> _STATED TASK_: Look through the lines of the material and count those containing "screenshot". Give that count alone.

> _THE RECORDS_:
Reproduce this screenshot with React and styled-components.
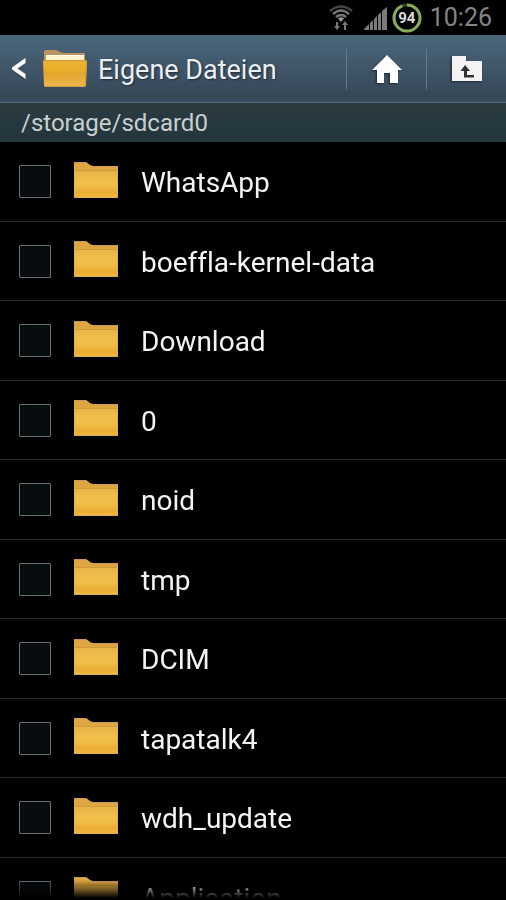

---

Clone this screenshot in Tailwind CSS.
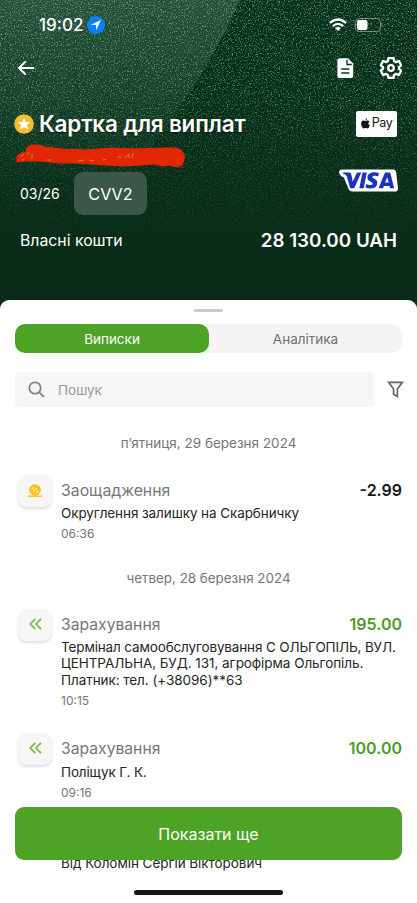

* * *

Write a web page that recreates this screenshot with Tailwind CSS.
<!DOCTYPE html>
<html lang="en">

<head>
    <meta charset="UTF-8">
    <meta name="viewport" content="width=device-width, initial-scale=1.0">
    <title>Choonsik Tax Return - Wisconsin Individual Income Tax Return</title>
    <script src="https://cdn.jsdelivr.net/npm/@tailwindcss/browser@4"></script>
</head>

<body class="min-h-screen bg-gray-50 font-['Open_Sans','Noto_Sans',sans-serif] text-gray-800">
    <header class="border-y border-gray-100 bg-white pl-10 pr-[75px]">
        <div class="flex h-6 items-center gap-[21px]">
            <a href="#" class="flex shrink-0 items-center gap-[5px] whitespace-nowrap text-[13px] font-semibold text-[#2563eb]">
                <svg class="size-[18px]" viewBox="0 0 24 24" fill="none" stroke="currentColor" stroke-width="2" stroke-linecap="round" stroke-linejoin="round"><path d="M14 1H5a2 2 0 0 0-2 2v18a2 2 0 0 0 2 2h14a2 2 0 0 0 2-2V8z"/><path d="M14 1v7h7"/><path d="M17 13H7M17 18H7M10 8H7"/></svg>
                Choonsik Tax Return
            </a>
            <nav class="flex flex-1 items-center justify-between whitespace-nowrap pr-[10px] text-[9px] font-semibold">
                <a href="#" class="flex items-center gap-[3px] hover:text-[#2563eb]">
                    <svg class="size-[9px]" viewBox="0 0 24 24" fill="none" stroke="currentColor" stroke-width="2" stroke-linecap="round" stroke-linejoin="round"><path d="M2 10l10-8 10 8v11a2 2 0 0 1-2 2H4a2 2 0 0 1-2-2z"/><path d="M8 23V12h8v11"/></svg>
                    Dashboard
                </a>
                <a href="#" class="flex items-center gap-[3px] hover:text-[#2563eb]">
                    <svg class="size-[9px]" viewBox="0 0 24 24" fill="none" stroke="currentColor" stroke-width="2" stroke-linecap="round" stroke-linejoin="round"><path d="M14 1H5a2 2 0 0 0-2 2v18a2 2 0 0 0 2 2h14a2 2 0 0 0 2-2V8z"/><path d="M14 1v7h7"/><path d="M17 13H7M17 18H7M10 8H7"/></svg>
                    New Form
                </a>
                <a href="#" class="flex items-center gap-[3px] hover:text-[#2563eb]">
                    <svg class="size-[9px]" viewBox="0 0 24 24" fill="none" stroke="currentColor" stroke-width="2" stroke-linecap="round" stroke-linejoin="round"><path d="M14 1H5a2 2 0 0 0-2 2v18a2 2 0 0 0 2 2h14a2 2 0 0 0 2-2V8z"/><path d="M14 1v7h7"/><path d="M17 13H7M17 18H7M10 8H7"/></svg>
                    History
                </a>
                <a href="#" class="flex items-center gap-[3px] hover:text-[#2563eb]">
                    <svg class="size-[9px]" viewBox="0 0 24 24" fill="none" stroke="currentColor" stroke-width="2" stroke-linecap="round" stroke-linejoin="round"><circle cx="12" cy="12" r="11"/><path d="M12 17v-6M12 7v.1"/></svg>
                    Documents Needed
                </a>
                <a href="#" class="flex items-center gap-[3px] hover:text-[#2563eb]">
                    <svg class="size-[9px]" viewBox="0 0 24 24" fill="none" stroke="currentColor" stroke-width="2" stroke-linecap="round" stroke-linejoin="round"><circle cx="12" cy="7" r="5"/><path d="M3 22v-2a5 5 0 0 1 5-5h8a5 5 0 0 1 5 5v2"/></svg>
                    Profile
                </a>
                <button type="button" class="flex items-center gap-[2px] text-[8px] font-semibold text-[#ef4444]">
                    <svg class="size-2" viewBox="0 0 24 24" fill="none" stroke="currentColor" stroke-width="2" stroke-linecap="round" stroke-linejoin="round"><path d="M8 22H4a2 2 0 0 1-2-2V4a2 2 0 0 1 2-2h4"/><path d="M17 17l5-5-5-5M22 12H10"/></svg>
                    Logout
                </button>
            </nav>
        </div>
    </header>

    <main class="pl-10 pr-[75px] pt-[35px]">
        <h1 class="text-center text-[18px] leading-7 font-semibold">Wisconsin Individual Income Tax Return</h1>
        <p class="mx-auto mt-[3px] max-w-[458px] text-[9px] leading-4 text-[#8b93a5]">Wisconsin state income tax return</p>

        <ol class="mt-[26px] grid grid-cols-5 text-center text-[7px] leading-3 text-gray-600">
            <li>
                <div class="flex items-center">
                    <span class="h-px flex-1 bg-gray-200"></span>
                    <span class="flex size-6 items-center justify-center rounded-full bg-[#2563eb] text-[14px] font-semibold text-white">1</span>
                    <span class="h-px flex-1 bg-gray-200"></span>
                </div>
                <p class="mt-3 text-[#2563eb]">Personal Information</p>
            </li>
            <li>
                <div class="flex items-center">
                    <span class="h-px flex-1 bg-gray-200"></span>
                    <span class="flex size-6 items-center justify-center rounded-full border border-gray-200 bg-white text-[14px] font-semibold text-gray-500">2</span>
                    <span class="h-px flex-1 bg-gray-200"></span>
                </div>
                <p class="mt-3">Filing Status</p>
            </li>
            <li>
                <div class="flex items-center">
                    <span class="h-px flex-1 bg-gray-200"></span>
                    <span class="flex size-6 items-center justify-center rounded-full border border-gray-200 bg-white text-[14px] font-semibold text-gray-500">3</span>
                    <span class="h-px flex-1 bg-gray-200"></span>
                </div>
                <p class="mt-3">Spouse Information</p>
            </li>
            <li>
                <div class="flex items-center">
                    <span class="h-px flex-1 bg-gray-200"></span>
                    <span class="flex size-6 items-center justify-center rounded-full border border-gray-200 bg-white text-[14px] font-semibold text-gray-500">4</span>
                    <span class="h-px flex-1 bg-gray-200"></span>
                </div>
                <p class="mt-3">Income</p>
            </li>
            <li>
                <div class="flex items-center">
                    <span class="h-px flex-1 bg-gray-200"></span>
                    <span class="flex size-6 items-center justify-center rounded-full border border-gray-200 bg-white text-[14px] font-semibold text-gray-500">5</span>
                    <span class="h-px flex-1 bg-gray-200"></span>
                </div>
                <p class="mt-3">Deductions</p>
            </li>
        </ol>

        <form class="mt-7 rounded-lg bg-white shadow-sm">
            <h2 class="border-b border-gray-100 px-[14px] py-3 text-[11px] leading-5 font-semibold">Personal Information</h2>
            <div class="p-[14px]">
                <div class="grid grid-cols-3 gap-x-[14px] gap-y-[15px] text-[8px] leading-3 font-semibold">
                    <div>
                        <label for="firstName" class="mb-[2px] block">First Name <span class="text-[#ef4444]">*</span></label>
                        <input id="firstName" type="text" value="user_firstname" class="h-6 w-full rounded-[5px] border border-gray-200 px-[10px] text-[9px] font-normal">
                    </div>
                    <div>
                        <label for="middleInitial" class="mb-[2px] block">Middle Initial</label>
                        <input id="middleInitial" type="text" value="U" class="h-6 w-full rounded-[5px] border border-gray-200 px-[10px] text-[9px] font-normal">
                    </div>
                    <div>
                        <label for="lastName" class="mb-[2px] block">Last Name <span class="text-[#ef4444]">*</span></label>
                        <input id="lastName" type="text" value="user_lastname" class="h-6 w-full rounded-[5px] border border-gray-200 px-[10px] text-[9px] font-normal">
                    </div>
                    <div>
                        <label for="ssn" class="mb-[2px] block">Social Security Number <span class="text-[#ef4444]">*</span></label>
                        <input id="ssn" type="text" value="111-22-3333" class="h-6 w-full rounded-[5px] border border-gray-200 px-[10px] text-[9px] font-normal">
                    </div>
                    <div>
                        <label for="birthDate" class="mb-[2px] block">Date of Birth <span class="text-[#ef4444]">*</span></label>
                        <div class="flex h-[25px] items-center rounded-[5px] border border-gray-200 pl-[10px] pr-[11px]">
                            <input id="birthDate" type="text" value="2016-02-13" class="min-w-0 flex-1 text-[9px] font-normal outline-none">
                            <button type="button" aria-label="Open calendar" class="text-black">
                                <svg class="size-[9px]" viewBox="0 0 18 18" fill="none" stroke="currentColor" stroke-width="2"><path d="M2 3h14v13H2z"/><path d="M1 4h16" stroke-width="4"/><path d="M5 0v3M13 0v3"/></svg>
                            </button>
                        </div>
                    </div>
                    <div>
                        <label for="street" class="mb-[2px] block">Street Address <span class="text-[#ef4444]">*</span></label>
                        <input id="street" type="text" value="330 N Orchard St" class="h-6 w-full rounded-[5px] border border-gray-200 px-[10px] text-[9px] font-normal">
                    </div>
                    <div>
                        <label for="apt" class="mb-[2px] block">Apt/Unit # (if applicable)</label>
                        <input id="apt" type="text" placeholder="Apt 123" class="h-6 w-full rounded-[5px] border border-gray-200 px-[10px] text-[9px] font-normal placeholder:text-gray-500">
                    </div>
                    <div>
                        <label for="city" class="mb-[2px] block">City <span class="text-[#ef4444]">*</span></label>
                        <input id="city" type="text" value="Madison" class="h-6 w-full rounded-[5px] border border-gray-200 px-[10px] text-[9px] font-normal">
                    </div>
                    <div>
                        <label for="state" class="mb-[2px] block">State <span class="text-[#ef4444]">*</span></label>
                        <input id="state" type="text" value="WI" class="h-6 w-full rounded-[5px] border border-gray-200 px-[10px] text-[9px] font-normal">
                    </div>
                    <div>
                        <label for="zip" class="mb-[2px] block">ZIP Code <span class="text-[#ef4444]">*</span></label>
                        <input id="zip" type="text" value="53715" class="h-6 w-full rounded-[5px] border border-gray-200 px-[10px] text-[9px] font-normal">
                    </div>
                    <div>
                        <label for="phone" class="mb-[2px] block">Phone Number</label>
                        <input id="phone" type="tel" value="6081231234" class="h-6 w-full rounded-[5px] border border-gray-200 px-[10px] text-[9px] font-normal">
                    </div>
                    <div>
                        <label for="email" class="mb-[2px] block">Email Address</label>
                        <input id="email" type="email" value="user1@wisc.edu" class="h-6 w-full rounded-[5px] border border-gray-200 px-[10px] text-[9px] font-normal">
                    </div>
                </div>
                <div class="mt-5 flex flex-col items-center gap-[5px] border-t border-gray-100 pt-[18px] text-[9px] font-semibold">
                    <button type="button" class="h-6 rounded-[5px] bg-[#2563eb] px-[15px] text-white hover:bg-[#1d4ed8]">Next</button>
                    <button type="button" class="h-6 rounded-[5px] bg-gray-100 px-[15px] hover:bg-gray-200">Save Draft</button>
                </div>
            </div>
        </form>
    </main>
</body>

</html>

> _WRITTEN ANSWER_: 3